→ What you have to do: Across all the lines below, how many contain the string "this"? Please reply with the number only.

→ Entries:
==========
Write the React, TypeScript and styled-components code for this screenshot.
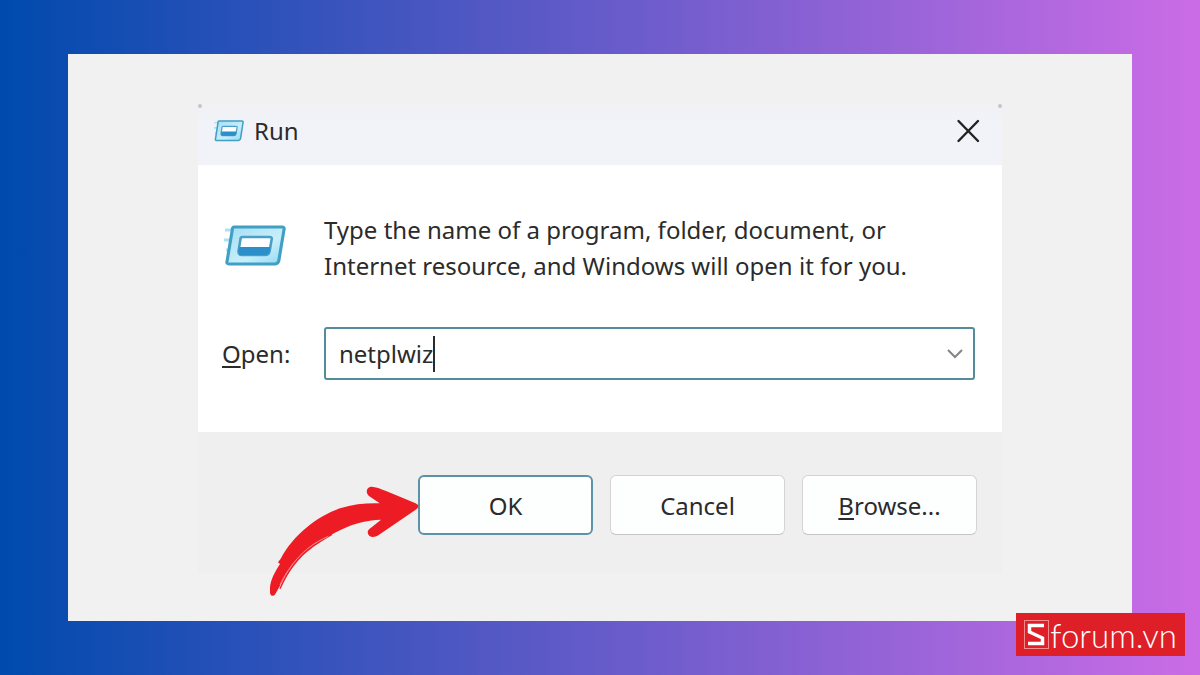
==========
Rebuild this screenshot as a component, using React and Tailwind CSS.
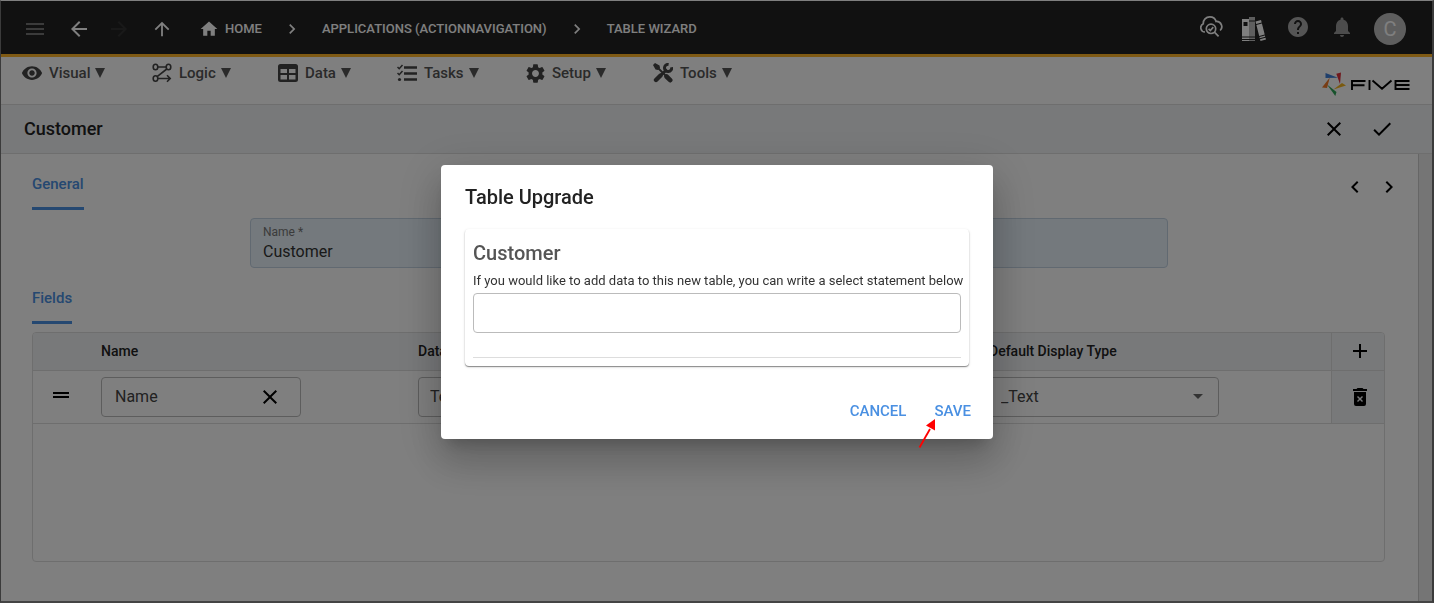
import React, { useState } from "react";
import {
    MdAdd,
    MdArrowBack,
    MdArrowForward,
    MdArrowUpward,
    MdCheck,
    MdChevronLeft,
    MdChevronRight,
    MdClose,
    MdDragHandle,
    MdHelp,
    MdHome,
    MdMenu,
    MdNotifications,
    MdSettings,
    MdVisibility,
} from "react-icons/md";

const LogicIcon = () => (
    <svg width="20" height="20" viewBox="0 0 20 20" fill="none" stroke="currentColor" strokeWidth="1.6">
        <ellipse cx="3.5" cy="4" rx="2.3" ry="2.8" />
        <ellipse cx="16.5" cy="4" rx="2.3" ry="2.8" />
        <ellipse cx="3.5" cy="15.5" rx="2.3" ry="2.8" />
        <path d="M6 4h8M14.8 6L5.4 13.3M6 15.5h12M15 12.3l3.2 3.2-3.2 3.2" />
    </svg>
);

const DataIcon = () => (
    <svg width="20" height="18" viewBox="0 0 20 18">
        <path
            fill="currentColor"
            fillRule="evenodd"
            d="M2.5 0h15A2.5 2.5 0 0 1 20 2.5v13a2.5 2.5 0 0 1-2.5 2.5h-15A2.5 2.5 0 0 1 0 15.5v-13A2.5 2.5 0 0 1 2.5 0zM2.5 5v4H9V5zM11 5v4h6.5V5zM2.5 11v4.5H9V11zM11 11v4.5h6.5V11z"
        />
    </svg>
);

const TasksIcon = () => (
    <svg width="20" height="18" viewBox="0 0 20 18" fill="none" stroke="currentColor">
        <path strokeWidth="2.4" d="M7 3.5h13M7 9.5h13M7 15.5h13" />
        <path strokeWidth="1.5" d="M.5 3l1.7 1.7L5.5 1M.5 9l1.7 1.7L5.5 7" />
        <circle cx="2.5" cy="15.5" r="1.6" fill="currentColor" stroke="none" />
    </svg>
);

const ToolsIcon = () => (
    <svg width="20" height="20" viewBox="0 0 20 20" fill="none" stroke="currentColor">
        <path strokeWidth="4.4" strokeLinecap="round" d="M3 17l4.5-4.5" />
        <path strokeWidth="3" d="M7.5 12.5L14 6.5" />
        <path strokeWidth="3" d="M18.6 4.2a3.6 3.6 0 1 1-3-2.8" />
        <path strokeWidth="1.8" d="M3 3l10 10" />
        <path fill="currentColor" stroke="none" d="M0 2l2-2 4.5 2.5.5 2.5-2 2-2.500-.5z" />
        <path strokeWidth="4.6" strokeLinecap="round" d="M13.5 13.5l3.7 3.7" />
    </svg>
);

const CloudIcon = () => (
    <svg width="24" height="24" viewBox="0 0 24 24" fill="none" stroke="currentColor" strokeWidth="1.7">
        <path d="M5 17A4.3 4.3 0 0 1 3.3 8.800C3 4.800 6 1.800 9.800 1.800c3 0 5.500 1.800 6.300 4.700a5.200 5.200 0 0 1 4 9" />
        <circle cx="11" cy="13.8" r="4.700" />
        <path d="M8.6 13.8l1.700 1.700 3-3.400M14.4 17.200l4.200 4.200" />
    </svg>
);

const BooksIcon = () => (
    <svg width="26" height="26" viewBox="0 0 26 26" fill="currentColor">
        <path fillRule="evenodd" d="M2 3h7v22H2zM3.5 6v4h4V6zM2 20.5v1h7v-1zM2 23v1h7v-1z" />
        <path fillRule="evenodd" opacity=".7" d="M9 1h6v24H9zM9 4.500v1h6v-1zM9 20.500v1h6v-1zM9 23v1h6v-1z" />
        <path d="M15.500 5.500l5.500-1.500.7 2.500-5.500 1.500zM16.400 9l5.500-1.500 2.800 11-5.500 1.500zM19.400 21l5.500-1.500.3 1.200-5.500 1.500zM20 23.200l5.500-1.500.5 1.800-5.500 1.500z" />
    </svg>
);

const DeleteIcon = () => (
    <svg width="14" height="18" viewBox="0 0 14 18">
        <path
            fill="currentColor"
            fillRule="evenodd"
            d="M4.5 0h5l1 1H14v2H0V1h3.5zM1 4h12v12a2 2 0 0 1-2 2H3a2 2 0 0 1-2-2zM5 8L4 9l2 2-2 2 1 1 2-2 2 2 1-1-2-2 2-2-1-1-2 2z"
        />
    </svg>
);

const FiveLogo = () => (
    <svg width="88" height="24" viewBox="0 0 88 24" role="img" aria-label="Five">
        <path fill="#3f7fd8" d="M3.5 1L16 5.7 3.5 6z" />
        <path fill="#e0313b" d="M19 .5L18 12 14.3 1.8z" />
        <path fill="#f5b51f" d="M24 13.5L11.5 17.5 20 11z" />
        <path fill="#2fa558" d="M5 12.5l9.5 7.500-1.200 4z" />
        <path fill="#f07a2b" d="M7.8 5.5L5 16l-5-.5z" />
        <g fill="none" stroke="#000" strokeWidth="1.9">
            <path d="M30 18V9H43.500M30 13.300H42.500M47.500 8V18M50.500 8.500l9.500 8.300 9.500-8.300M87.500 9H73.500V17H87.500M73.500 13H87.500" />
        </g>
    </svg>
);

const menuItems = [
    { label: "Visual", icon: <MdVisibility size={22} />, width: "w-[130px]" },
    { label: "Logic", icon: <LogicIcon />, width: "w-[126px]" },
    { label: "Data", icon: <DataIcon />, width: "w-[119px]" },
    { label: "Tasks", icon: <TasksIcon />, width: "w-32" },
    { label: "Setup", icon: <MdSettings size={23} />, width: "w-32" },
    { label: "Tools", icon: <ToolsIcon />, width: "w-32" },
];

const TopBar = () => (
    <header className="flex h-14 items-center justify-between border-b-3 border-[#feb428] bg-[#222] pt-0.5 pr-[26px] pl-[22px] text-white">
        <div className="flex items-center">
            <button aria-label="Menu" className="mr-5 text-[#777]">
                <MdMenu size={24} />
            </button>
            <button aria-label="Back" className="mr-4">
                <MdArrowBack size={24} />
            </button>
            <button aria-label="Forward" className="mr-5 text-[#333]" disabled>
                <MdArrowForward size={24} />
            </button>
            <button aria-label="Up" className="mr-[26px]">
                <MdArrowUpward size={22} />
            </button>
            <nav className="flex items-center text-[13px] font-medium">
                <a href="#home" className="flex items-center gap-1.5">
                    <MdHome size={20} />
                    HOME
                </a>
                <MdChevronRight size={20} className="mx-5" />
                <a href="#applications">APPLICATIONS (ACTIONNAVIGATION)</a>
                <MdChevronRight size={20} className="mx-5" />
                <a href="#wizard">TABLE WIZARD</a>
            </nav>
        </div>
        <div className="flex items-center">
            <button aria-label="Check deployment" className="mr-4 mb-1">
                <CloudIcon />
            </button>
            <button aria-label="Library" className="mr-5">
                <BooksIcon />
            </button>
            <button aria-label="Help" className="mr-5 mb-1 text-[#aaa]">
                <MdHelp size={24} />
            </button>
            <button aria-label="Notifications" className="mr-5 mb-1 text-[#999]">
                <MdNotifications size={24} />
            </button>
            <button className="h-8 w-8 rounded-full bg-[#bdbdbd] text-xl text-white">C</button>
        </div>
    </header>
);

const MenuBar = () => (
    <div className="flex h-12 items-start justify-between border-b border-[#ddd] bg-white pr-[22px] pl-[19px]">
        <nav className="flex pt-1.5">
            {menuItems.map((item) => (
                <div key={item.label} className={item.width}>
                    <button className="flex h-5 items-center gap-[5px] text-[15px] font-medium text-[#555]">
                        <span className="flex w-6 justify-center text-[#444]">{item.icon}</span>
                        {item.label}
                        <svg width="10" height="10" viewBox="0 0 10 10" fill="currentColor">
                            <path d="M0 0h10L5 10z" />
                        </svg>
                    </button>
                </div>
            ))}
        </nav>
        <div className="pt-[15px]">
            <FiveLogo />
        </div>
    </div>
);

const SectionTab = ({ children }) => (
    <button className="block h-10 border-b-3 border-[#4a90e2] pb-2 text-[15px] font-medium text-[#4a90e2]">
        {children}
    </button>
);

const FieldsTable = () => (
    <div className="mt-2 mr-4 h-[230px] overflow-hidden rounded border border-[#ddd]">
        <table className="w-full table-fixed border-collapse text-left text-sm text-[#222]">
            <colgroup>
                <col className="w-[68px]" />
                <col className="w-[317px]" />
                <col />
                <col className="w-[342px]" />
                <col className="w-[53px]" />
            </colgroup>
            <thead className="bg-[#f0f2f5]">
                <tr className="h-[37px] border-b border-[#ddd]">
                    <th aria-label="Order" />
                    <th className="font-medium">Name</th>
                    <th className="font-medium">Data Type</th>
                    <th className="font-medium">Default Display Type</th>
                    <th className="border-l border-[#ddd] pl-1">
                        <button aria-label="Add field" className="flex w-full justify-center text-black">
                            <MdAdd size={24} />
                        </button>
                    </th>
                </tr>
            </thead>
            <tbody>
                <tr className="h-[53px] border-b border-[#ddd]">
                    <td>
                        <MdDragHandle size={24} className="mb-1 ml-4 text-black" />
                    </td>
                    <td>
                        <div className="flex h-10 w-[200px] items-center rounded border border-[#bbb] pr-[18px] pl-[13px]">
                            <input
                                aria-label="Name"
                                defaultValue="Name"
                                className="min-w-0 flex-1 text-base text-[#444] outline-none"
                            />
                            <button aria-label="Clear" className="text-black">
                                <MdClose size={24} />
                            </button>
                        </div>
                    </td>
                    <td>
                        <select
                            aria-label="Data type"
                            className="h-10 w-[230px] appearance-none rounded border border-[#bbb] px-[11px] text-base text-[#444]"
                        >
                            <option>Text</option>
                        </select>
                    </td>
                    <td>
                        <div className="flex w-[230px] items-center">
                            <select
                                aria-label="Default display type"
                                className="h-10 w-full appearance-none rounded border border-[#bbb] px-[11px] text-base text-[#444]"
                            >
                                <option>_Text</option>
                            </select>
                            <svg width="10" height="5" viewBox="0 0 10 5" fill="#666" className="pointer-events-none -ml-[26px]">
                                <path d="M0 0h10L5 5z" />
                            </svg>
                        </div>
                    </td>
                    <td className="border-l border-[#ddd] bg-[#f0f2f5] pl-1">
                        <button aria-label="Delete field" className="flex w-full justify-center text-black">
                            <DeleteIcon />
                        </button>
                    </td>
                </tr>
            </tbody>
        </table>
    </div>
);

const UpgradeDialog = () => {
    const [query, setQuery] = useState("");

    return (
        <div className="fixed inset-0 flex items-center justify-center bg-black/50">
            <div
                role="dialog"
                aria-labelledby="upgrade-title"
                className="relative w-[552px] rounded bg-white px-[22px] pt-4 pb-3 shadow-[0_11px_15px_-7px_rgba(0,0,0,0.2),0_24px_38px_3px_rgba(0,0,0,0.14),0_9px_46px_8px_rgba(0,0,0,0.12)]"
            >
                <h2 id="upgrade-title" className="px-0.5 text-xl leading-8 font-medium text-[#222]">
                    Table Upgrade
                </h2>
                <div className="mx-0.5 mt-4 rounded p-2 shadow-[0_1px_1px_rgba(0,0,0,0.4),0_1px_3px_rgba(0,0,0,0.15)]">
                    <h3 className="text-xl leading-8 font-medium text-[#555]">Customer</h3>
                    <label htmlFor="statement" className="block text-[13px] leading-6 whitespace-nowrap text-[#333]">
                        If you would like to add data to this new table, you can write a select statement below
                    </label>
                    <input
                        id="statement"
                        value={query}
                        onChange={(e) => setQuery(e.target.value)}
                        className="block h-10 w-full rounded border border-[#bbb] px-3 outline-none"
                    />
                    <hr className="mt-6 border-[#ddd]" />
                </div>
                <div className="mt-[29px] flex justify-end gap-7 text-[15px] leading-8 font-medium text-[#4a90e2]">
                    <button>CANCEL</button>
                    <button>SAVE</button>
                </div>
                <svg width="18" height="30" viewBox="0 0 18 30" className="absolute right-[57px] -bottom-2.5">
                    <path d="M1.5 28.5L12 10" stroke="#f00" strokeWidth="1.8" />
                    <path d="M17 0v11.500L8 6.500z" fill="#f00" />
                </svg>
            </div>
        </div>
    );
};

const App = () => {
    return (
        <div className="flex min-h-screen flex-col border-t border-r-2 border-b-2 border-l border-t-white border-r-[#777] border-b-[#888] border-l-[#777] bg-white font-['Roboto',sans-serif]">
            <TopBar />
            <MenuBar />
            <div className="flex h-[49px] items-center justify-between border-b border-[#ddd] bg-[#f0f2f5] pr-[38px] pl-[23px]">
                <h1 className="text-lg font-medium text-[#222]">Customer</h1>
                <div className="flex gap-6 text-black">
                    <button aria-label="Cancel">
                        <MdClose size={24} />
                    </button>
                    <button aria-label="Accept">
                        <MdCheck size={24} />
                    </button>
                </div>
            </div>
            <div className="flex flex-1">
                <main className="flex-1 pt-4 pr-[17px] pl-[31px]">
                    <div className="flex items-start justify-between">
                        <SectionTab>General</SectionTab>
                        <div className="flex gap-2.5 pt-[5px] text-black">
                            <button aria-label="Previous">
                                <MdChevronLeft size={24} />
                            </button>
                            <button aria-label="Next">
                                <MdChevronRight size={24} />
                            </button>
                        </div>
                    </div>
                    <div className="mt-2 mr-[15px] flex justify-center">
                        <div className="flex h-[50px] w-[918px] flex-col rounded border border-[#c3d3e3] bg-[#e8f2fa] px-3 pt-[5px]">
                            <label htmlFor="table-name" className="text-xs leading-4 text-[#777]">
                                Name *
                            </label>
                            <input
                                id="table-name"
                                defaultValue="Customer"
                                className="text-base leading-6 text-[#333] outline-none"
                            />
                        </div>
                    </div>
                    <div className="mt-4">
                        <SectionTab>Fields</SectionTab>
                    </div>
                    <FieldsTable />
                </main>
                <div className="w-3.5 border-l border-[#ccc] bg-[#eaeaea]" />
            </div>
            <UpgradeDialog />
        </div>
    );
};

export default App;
==========
→ Correct output: 3